Yesterday had been Halloween, Samhain. The New Year of modern witch-type pagans and Wiccans, a time to let go of that which no longer serves. I had sat in my circle (badly cast as usual, but in the best of intention), and offered my confusions of feeling to the Cailleach, as part of a meditation. The floor had been hard, but that was fine – it was the standing and sitting for different parts of the ritual, that had been difficult, being so vastly pregnant. And alone. Stanley was upstairs with the door to his room closed, alone in his world of computer gaming, and documentary watching, unwinding in his own way. Over time, I learned more and more that this was not a rejection of me (though I sorely missed the feeling of being under his arm on the sofa – the safe feeling so swamping us we usually both fell asleep quite quickly; the smell of his hair, being absent, bothered me a bit; the casual touching I loved to do as he passed, the love of which I had passed on to him). And it meant I had a lot of time free for my thoughts, my need for balance.
I had closed my eyes, and told the Cailleach of my fears for the coming year, my failures of the last, confusions, worries, what overwhelmed me. I imagined a veiled (mostly) old woman in the corner, stirring a cauldron impossibly heavy, stream rising from it. A smell that could not be identified, not unpleasant, but very pungent though barely on the air. Occasionally, I held out my hands in a gesture of offering from my prone cross legged position on the floor, the old woman simply paying attention to her pot and stirring slowly. Sometimes she would turn to me and nod, as I spoke my thoughts. Eventually, I felt what I had said was done, and I imagined the old woman coming over to me and taking what was left of my offering.

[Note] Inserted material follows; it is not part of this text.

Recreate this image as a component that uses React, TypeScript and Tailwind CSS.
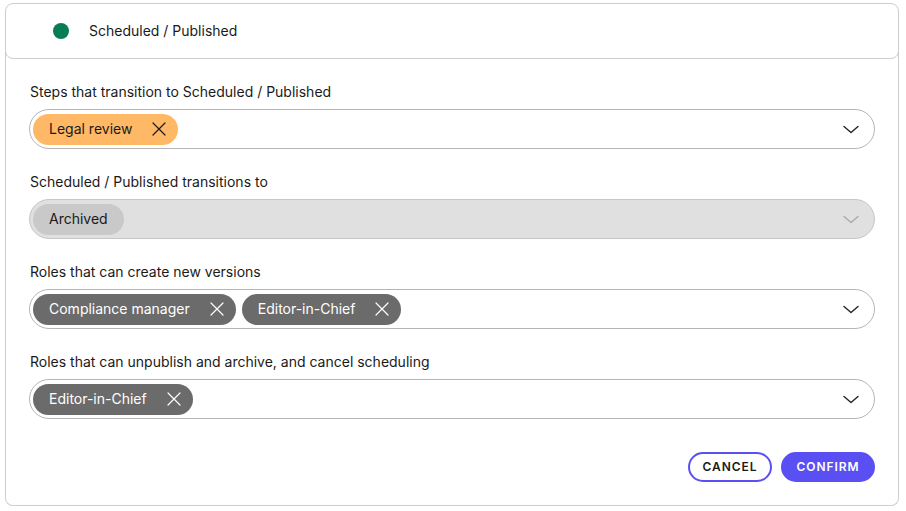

Scraping it away from my hands, and taking it to the cauldron – where it’s indeterminate gloopiness, a dust of worries, a sludge of unresolved issues, plopped seamlessly inside, causing only a small ‘pfft’ before the bubbling resumed. I imagined the old woman; whose features were one moment quite clear and then another not. Veiled away and hidden, only her form, also in grey robes, threadbare, old, sturdy, heavy, was visible. Was Hekate as one of her selves in there too, as the old woman? Is there a shade of the Morrigan? Who was I really talking to? Woman in form venerable, form old, form wise and knowing…me, myself, her and mythos…
I imagined the old woman listening intently, and not judging: simply understanding, as she understood all women and their reasons for things, their twisty logics, yet all sensical. She took what was offered, and it helped her brew. She accepted it and it helped. These thoughts of the old year could be transmuted, by another part of myself (the echoes, and sometimes more strong than that, of all the gods and goddesses that are within, the pregnant me felt).
So that Samhain had meant something that last year, something soft and wonderful – the spring cleaning of the mind. It had meant a new beginning was really here, a new path could solidly be taken. I was off work, the messiness and claustrophobia of that state of mind was falling away; I would be skint, but semi taken care of, thanks to Stanley; and I had some time, before the baby was born, to collect my scattered self, and hunker down for the winter, like a man under a car, and try and fix the whole thing. The thing of me, which had made so little sense for so long, and now begged for attention, which I felt I must give. As the child would be here soon.
From my position of safety, from here in the bed, warm and Sunday afternoon-ed, with the memory of Halloween, and the memory of good deeds done (feeding birds the day before in the small garden a few minutes away, the softness yet spryness of the forms of the birds – their incredible deep greyness and cobalt blue, the miraculousness of their life force suddenly so apparent as I fed them the bread, rosemary bread, that I had made, as a good thing to do, a good good thing)….with these feelings and memories, distant and long past, and recent, I felt armed to try and make a good thing of every day. To try. Trying was surely the most important thing.
My back ached badly, but I didn’t mind. It was only a problem as it may affect the baby – this feeling that some of my organs may burst, that I could hear the pulse of my blood thudding in my right ear all the time, was this normal? This was the only worry. Women’s bodies sprang back from childbirth, and rarely died, nowadays. I needed to remain calm and cool on that score.
But what a ripe and marvellous time to grow something else within myself too – something my baby could also appreciate, as I became ever calmer and less able to be upset by transient things. To grow a sense of self respect and esteem, a sturdy self that cried not so very much, that screamed in loneliness and confusion and worthlessness far less; this was a goal worthy of the time I had remaining to me, the less of it.
I got up. It involved heaving, and some pain, and pulling myself up on the radiator, but the day felt friendly, and I felt myself passing unproblematically into it, and went out of the room.
***
Of course, I fail at this marvellous resolve every day. I failed yesterday, and I fail today. I cried both days, as I have a sadness at the moment. But it will pass, as they always do, sooner or later.
And I really did enjoy that Halloween – one of the quietest I ever had or did. Making something mean something to yourself is so very important.